🤖 AI Summary
Existing self-supervised LiDAR scene flow methods suffer from noisy pseudo-labels and erroneous motion guidance due to their reliance on sparse geometric observations for distinguishing static and dynamic points, which are highly susceptible to data sparsity and occlusions. To address this limitation, this work proposes TrackCue, a novel framework that, for the first time, integrates dense point tracking from image space into LiDAR scene flow modeling. By leveraging photometric consistency, TrackCue performs motion compensation to disentangle ego-motion from true object motion and subsequently projects the refined motion cues back into the LiDAR domain to enhance the accuracy of static/dynamic point labeling. This approach significantly improves dynamic point classification accuracy and F1 score, yielding substantial performance gains in self-supervised LiDAR scene flow estimation.
📝 Abstract
LiDAR scene flow estimation is essential for autonomous driving, as it provides 3D motion for each point. Self-supervised approaches use static-dynamic classification to mitigate the imbalance between static and dynamic points, deriving targeted supervision. However, existing methods rely on sparse geometric observations for this classification, making them vulnerable to data sparsity and occlusions. The resulting noisy labels provide incorrect motion guidance and degrade scene flow learning. To address this, we introduce TrackCue, a tracking-guided framework for improving dynamic object representation in LiDAR scene flow estimation.
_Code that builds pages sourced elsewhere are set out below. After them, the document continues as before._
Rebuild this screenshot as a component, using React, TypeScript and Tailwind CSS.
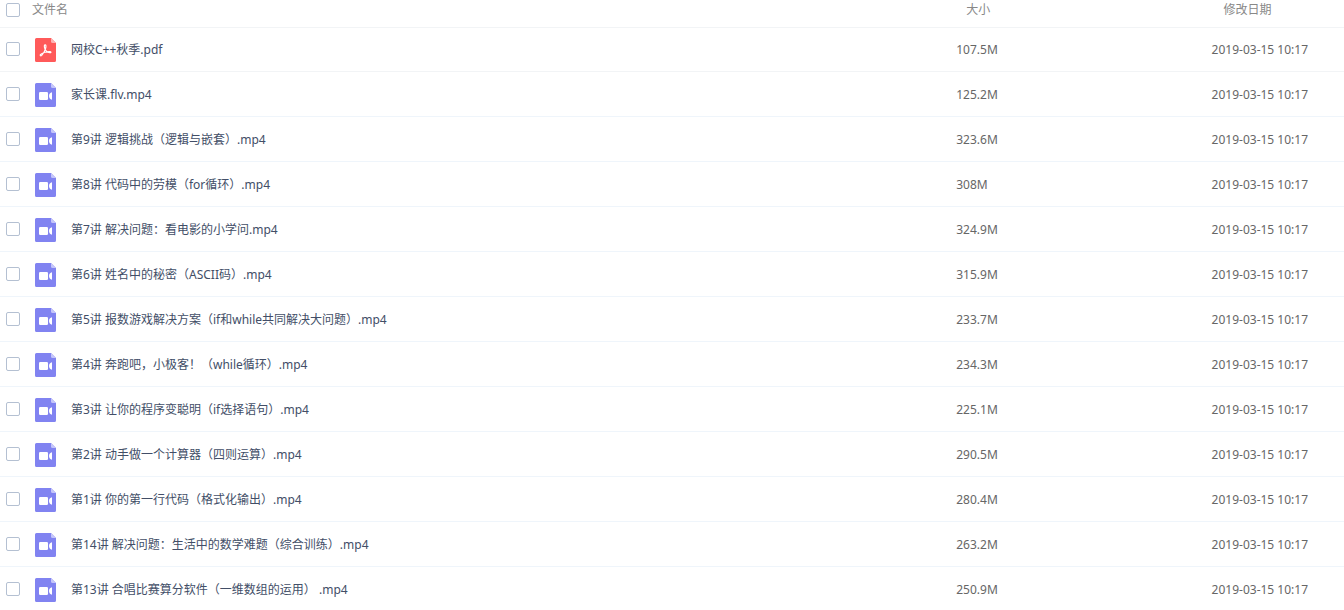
/**
 * File list - checkbox, name, size and modified date for each file
 */

import clsx from 'clsx';

type FileKind = 'pdf' | 'video';

interface FileItem {
  name: string;
  kind: FileKind;
  size: string;
  modified: string;
}

const files: FileItem[] = [
  { name: '网校C++秋季.pdf', kind: 'pdf', size: '107.5M', modified: '2019-03-15 10:17' },
  { name: '家长课.flv.mp4', kind: 'video', size: '125.2M', modified: '2019-03-15 10:17' },
  { name: '第9讲 逻辑挑战（逻辑与嵌套）.mp4', kind: 'video', size: '323.6M', modified: '2019-03-15 10:17' },
  { name: '第8讲 代码中的劳模（for循环）.mp4', kind: 'video', size: '308M', modified: '2019-03-15 10:17' },
  { name: '第7讲 解决问题：看电影的小学问.mp4', kind: 'video', size: '324.9M', modified: '2019-03-15 10:17' },
  { name: '第6讲 姓名中的秘密（ASCII码）.mp4', kind: 'video', size: '315.9M', modified: '2019-03-15 10:17' },
  { name: '第5讲 报数游戏解决方案（if和while共同解决大问题）.mp4', kind: 'video', size: '233.7M', modified: '2019-03-15 10:17' },
  { name: '第4讲 奔跑吧，小极客！（while循环）.mp4', kind: 'video', size: '234.3M', modified: '2019-03-15 10:17' },
  { name: '第3讲 让你的程序变聪明（if选择语句）.mp4', kind: 'video', size: '225.1M', modified: '2019-03-15 10:17' },
  { name: '第2讲 动手做一个计算器（四则运算）.mp4', kind: 'video', size: '290.5M', modified: '2019-03-15 10:17' },
  { name: '第1讲 你的第一行代码（格式化输出）.mp4', kind: 'video', size: '280.4M', modified: '2019-03-15 10:17' },
  { name: '第14讲 解决问题：生活中的数学难题（综合训练）.mp4', kind: 'video', size: '263.2M', modified: '2019-03-15 10:17' },
  { name: '第13讲 合唱比赛算分软件（一维数组的运用） .mp4', kind: 'video', size: '250.9M', modified: '2019-03-15 10:17' }
];

function FileIcon({ kind }: { kind: FileKind }) {
  const isPdf = kind === 'pdf';

  return (
    <svg className="w-[21px] h-6 shrink-0" viewBox="0 0 21 24" fill="none" aria-hidden="true">
      <path d="M1.5 0H16l5 5v17.5a1.5 1.5 0 0 1-1.5 1.5h-18A1.5 1.5 0 0 1 0 22.5v-21A1.5 1.5 0 0 1 1.5 0z" fill={isPdf ? '#ff5a5a' : '#8183f1'} />
      <path d="M16 0l5 5h-3.5A1.5 1.5 0 0 1 16 3.5z" fill={isPdf ? '#ffb3b3' : '#c5c6fa'} />
      {isPdf ? (
        <path
          d="M9.9 6.8c1.2-.2 1.2 1.6.8 3.4-.7 2.7-2.4 5.5-4 7.2-1.1 1-2-.1-1.1-1 2.2-1.7 5.8-2.9 9-2.9 1.8 0 1.7 1.4.2 1.2-2.4-.4-4.5-2.2-5.2-4.9-.4-1.7-.4-2.8.3-3z"
          stroke="#fff"
          strokeWidth="1.2"
          strokeLinejoin="round"
        />
      ) : (
        <>
          <rect x="4" y="9" width="9" height="8" rx="1.3" fill="#fff" />
          <path d="M17 9.3v7.4c-1.8-.4-3-1.7-3-3.7s1.2-3.3 3-3.7z" fill="#fff" />
        </>
      )}
    </svg>
  );
}

function Checkbox({ label }: { label: string }) {
  return (
    <input
      type="checkbox"
      aria-label={label}
      className="appearance-none size-3.5 shrink-0 rounded-xs border border-[#b4c0d2] bg-white checked:bg-[#8183f1]"
    />
  );
}

function FileRow({ file, first }: { file: FileItem; first: boolean }) {
  // The first row also draws the line under the header
  const cell = clsx(
    'h-[45px] p-0 border-b',
    first ? 'border-[#f2f4f6] inset-shadow-[0_1px_#f2f4f6]' : 'border-[#eff5fb]'
  );

  return (
    <tr>
      <td className={cell}>
        <div className="flex items-center gap-[15px] pl-1.5">
          <Checkbox label={file.name} />
          <div className="pt-0.5">
            <FileIcon kind={file.kind} />
          </div>
          <a href="#" className="pt-0.5 text-[#424e67] whitespace-pre">
            {file.name}
          </a>
        </div>
      </td>
      <td className={clsx(cell, 'text-[#666]')}>
        <div className="pl-0.5 pt-0.5">{file.size}</div>
      </td>
      <td className={clsx(cell, 'text-[#666] whitespace-nowrap')}>
        <div className="pl-0.5 pt-0.5">{file.modified}</div>
      </td>
    </tr>
  );
}

export default function App() {
  return (
    <main className="h-screen overflow-hidden bg-white font-['Noto_Sans','Noto_Sans_CJK_SC',sans-serif] text-xs">
      <table className="w-full table-fixed border-separate border-spacing-0 text-left">
        <thead>
          <tr className="align-top text-[#888]">
            <th className="h-[27px] w-[71%] p-0 font-normal">
              <div className="flex items-start gap-3 pl-1.5 pt-[3px] leading-3.5">
                <Checkbox label="全选" />
                文件名
              </div>
            </th>
            <th className="w-[19%] p-0 pl-3 pt-[3px] font-normal leading-3.5">大小</th>
            <th className="w-[10%] p-0 pl-3.5 pt-[3px] font-normal leading-3.5">修改日期</th>
          </tr>
        </thead>
        <tbody>
          {files.map((file, index) => (
            <FileRow key={file.name} file={file} first={index === 0} />
          ))}
        </tbody>
      </table>
    </main>
  );
}
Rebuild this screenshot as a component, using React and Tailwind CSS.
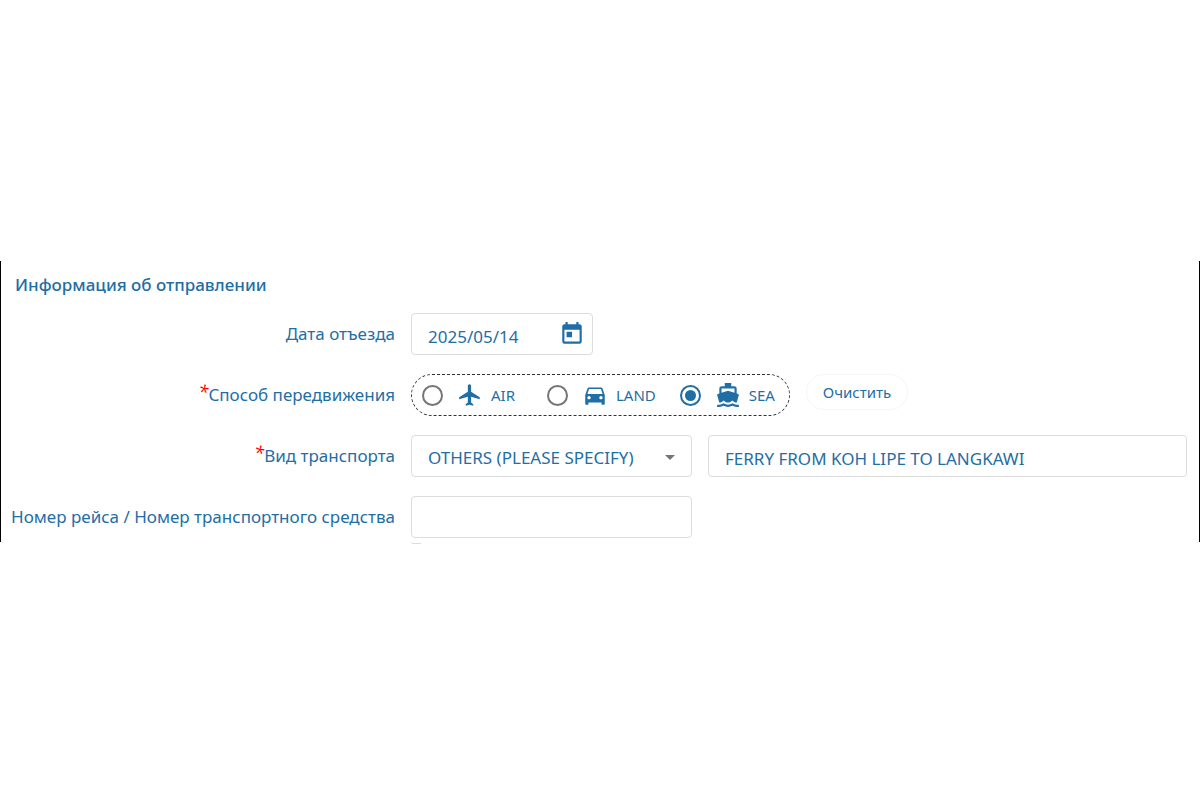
import { useState } from "react";
import {
  MdArrowDropDown,
  MdDirectionsBoat,
  MdDirectionsCar,
  MdFlight,
  MdToday,
} from "react-icons/md";

const modes = [
  { id: "AIR", icon: MdFlight },
  { id: "LAND", icon: MdDirectionsCar },
  { id: "SEA", icon: MdDirectionsBoat },
];

const field =
  "h-[42px] w-full rounded border border-[#dcdcdc] bg-white px-4 pt-1 text-[17px] text-[#1f6ea5] outline-none";

function Label({ htmlFor, id, required, children }) {
  return (
    <label
      htmlFor={htmlFor}
      id={id}
      className="justify-self-end text-[17px] leading-6 whitespace-nowrap"
    >
      {required && (
        <span className="align-top text-[18px] leading-4 text-[#ff0000] italic">*</span>
      )}
      {children}
    </label>
  );
}

function Row({ children }) {
  return (
    <div className="grid grid-cols-[380px_minmax(0,1fr)] items-center gap-4">
      {children}
    </div>
  );
}

export default function App() {
  const [mode, setMode] = useState("SEA");
  const [date, setDate] = useState("2025/05/14");
  const [details, setDetails] = useState("FERRY FROM KOH LIPE TO LANGKAWI");
  const [number, setNumber] = useState("");

  return (
    <main className="min-h-screen bg-white pt-[261px] font-['Noto_Sans',sans-serif] text-[#1f6ea5]">
      <form className="border-x border-black pr-3 pb-1 pl-3.5">
        <h2 className="pt-3 text-[17px] leading-6 font-medium">Информация об отправлении</h2>

        <div className="mt-4 flex flex-col gap-[19px]">
          <Row>
            <Label htmlFor="date">Дата отъезда</Label>
            <div className="relative w-[182px]">
              <input
                id="date"
                className={field}
                value={date}
                onChange={(e) => setDate(e.target.value)}
              />
              <button
                type="button"
                aria-label="Дата отъезда"
                className="absolute top-2 right-2"
              >
                <MdToday className="size-[26px]" />
              </button>
            </div>
          </Row>

          <Row>
            <Label id="mode" required>Способ передвижения</Label>
            <div className="flex items-center gap-4">
              <div
                role="radiogroup"
                aria-labelledby="mode"
                className="flex h-[42px] items-center gap-6 rounded-full border border-dashed border-[#333] pr-2 pl-2.5"
              >
                {modes.map(({ id, icon: Icon }) => (
                  <label key={id} className="flex items-center text-[15px]">
                    <input
                      type="radio"
                      name="mode"
                      checked={mode === id}
                      onChange={() => setMode(id)}
                      className="mr-3.5 grid size-[21px] appearance-none place-items-center rounded-full border-2 border-[#757575] checked:border-[#1f6ea5] checked:before:size-[11px] checked:before:rounded-full checked:before:bg-[#1f6ea5]"
                    />
                    <Icon className="mr-2 size-[26px]" />
                    <span className="min-w-8">{id}</span>
                  </label>
                ))}
              </div>
              <button
                type="button"
                onClick={() => setMode("")}
                className="mb-1.5 h-9 rounded-full border border-[#f6f6f6] px-4 text-[15px]"
              >
                Очистить
              </button>
            </div>
          </Row>

          <Row>
            <Label htmlFor="transport" required>Вид транспорта</Label>
            <div className="flex gap-4">
              <div className="relative w-[281px] shrink-0">
                <select id="transport" className={`${field} appearance-none`}>
                  <option>OTHERS (PLEASE SPECIFY)</option>
                </select>
                <MdArrowDropDown className="pointer-events-none absolute top-2.5 right-2.5 size-6 text-[#757575]" />
              </div>
              <input
                aria-label="Вид транспорта"
                className={`${field} min-w-0 flex-1`}
                value={details}
                onChange={(e) => setDetails(e.target.value)}
              />
            </div>
          </Row>

          <Row>
            <Label htmlFor="number">Номер рейса / Номер транспортного средства</Label>
            <div className="w-[281px]">
              <input
                id="number"
                className={field}
                value={number}
                onChange={(e) => setNumber(e.target.value)}
              />
            </div>
          </Row>
        </div>
      </form>
      <div className="ml-[411px] h-0.5 w-2.5 rounded-bl border-b border-[#dcdcdc]" />
    </main>
  );
}
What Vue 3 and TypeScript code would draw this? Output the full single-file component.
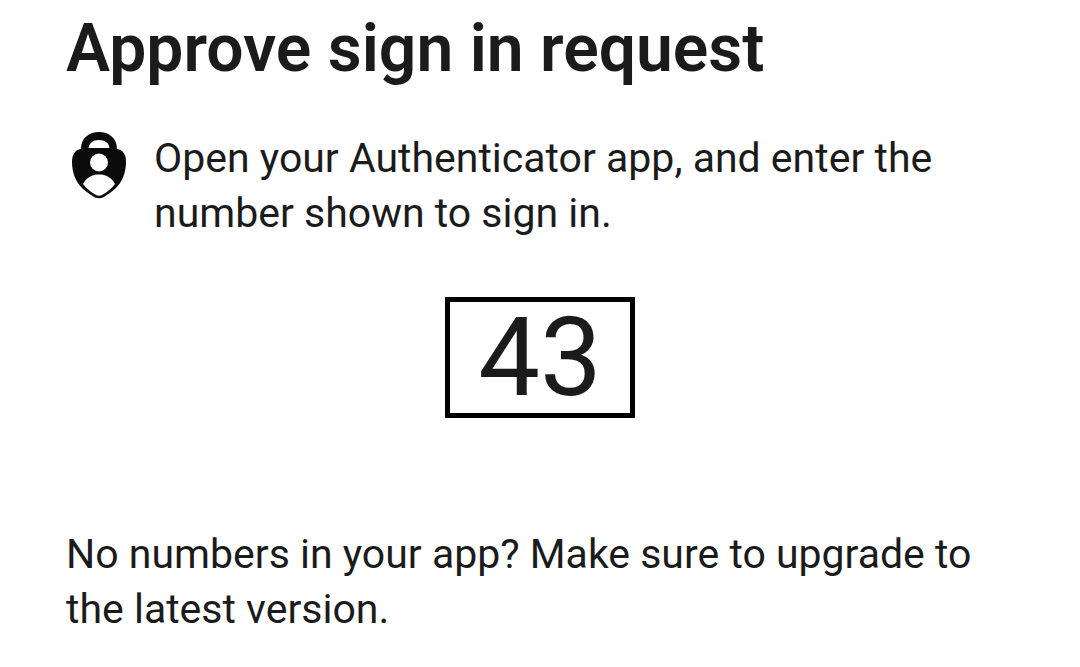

In particular, TrackCue repurposes point tracking to obtain dense image-space trajectories anchored to LiDAR points, providing motion cues beyond sparse geometric observations. Furthermore, we present a visually consistent motion compensation strategy that compares the tracked trajectories with ego-induced rigid trajectories in the image plane, effectively isolating true object motion from ego-induced apparent motion. To transfer these isolated motion cues back to the LiDAR domain, we perform visual motion cue lifting, which associates ego-compensated image trajectories with LiDAR points for static-dynamic label refinement. As a result, TrackCue produces more accurate static-dynamic classification and provides more reliable supervision for scene flow learning. Experimental results show that TrackCue significantly improves the precision and F1 score of dynamic labels, leading to performance gains in self-supervised scene flow estimation.